I believe this was discussed further at some point - I argued that Eliezer-style political history books also exclude statements like "and then we survived the cold war" or "most countries still don't have nuclear energy".
Key role, but most current ML is in the "applied" section, where the "theory" section instead explains the principles by which neural nets (or future architectures) work on the inside. Logical induction is a sidebar at some point explaining the theoretical ideal we're working towards, like I assume AIXI is in some textbooks.
Planning, Abstraction, Reasoning, Self-awareness.
I'm curious if you have a way to summarise what you think the "core insight" of ELK is, that allows it to improve on the way other alignment researchers think about solving the alignment problem.
Interesting post :) I'm intuitively a little skeptical - let me try to figure out why.
I think I buy that some reasoning process could consistently decide to hack in a robust way. But there are probably parts of that reasoning process that are still somewhat susceptible to being changed by gradient descent. In particular, hacking relies on the agent knowing what its current mesa-objective is - but that requires some type of introspective access, which may be difficult and the type of thing which could be hindered by gradient descent (especially when you're working in a very high-dimensional space!)
The more general point is that the agent doesn't just need to decide to hack in a way that's robust to gradient descent, it has to also have all of its decisions about how to hack (e.g. figuring out where it is, and which schelling point to choose) be robust to gradient descent.

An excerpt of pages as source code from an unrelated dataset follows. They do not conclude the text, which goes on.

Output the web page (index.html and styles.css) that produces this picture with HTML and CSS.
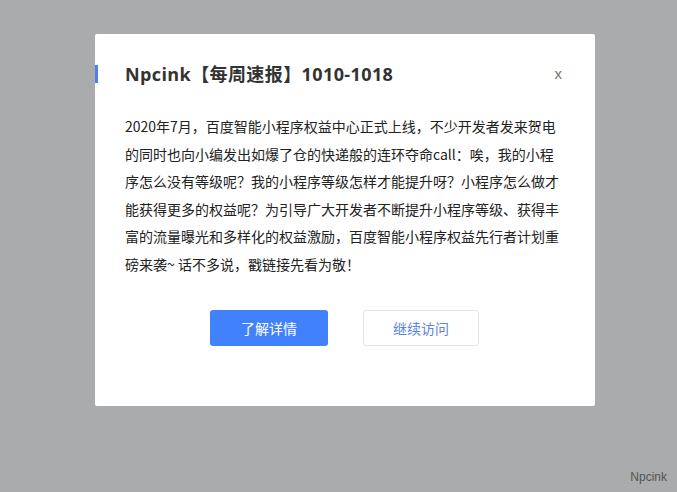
FILE: index.html
```html
<!DOCTYPE html>
<html lang="zh-CN">
<head>
<meta charset="utf-8">
<title>Npcink</title>
<link rel="stylesheet" href="styles.css">
</head>
<body>
<div class="page">
  <div class="modal">
    <div class="modal-header">
      <h2 class="modal-title">Npcink【每周速报】1010-1018</h2>
      <span class="modal-close">x</span>
    </div>
    <p class="modal-body">2020年7月，百度智能小程序权益中心正式上线，不少开发者发来贺电的同时也向小编发出如爆了仓的快递般的连环夺命call：唉，我的小程序怎么没有等级呢？我的小程序等级怎样才能提升呀？小程序怎么做才能获得更多的权益呢？为引导广大开发者不断提升小程序等级、获得丰富的流量曝光和多样化的权益激励，百度智能小程序权益先行者计划重磅来袭~ 话不多说，戳链接先看为敬！</p>
    <div class="modal-actions">
      <a class="btn btn-primary">了解详情</a>
      <a class="btn btn-default">继续访问</a>
    </div>
  </div>
  <div class="watermark">Npcink</div>
</div>
</body>
</html>
```

FILE: styles.css
```css
html, body {
  margin: 0;
  padding: 0;
}
body {
  background: #aaabac;
  font-family: "Noto Sans CJK SC", "Noto Sans", sans-serif;
}
.page {
  display: flex;
  flex-direction: column;
  min-height: 492px;
  box-sizing: border-box;
}
.modal {
  width: 500px;
  height: 372px;
  margin: 34px 0 0 95px;
  background: #ffffff;
  border-radius: 2px;
  box-sizing: border-box;
  display: flex;
  flex-direction: column;
}
.modal-header {
  display: flex;
  align-items: center;
  justify-content: space-between;
  padding: 31px 33px 0 30px;
}
.modal-title {
  margin: 0 0 0 -30px;
  padding-left: 27px;
  border-left: 3px solid #4a80f0;
  font-family: "Open Sans", "Noto Sans CJK SC", sans-serif;
  font-size: 18px;
  line-height: 18px;
  font-weight: 700;
  letter-spacing: 0.4px;
  color: #333333;
}
.modal-close {
  font-family: "Liberation Sans", sans-serif;
  font-size: 15px;
  line-height: 18px;
  color: #777777;
}
.modal-body {
  margin: 30px 0 0 0;
  padding: 0 30px;
  font-size: 14px;
  line-height: 27.6px;
  color: #222222;
}
.modal-actions {
  display: flex;
  justify-content: center;
  gap: 35px;
  margin-top: 31px;
  padding-right: 1px;
}
.btn {
  display: flex;
  align-items: center;
  justify-content: center;
  width: 117px;
  height: 36px;
  box-sizing: border-box;
  border-radius: 3px;
  font-size: 14px;
}
.btn-primary {
  width: 118px;
  background: #4181fc;
  color: #ffffff;
}
.btn-default {
  width: 116px;
  border: 1px solid #e3e5ea;
  background: #ffffff;
  color: #5b84dc;
}
.watermark {
  margin-top: auto;
  align-self: flex-end;
  padding: 0 10px 7px 0;
  font-family: "Liberation Sans", sans-serif;
  font-size: 12px;
  line-height: 16px;
  color: #555555;
}
```
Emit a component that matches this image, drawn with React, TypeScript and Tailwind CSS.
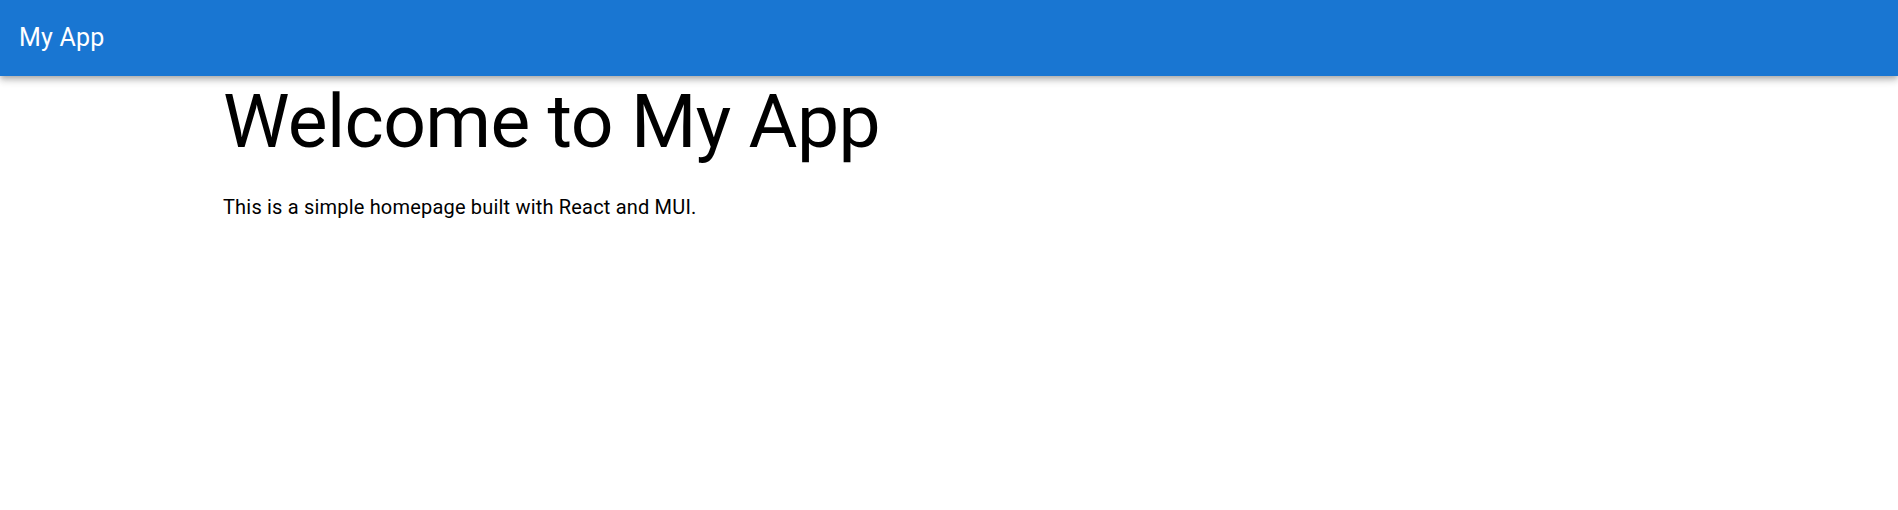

And that seems much harder. The type of thing I imagine happening is gradient descent pushing the agent towards a mesa-objective which intrinsically disfavours gradient hacking, in a way which the agent has trouble noticing.
Of course my argument fails when the agent has access to external memory - indeed, it can just write down a Schelling point for future versions of itself to converge to. So I'm wondering whether it's worth focusing on that over the memoryless case (even thought the latter has other nice properties), at least to flesh out an initial very compelling example.
Ah, that makes sense. In the section where you explain the steps of the game, I interpreted the comments in parentheses as further explanations of the step, rather than just a single example. (In hindsight the latter interpretation is obvious, but I was reading quickly - might be worth making this explicit for others who are doing the same.) So I thought that Bayes nets were built into the methodology. Apologies for the oversight!
I'm still a little wary of how much the report talks about concepts in a humans' Bayes net without really explaining why this is anywhere near a sensible model of humans, but I'll have another read through and see if I can pin down anything that I actively disagree with (since I do agree that it's useful to start off with very simple assumptions).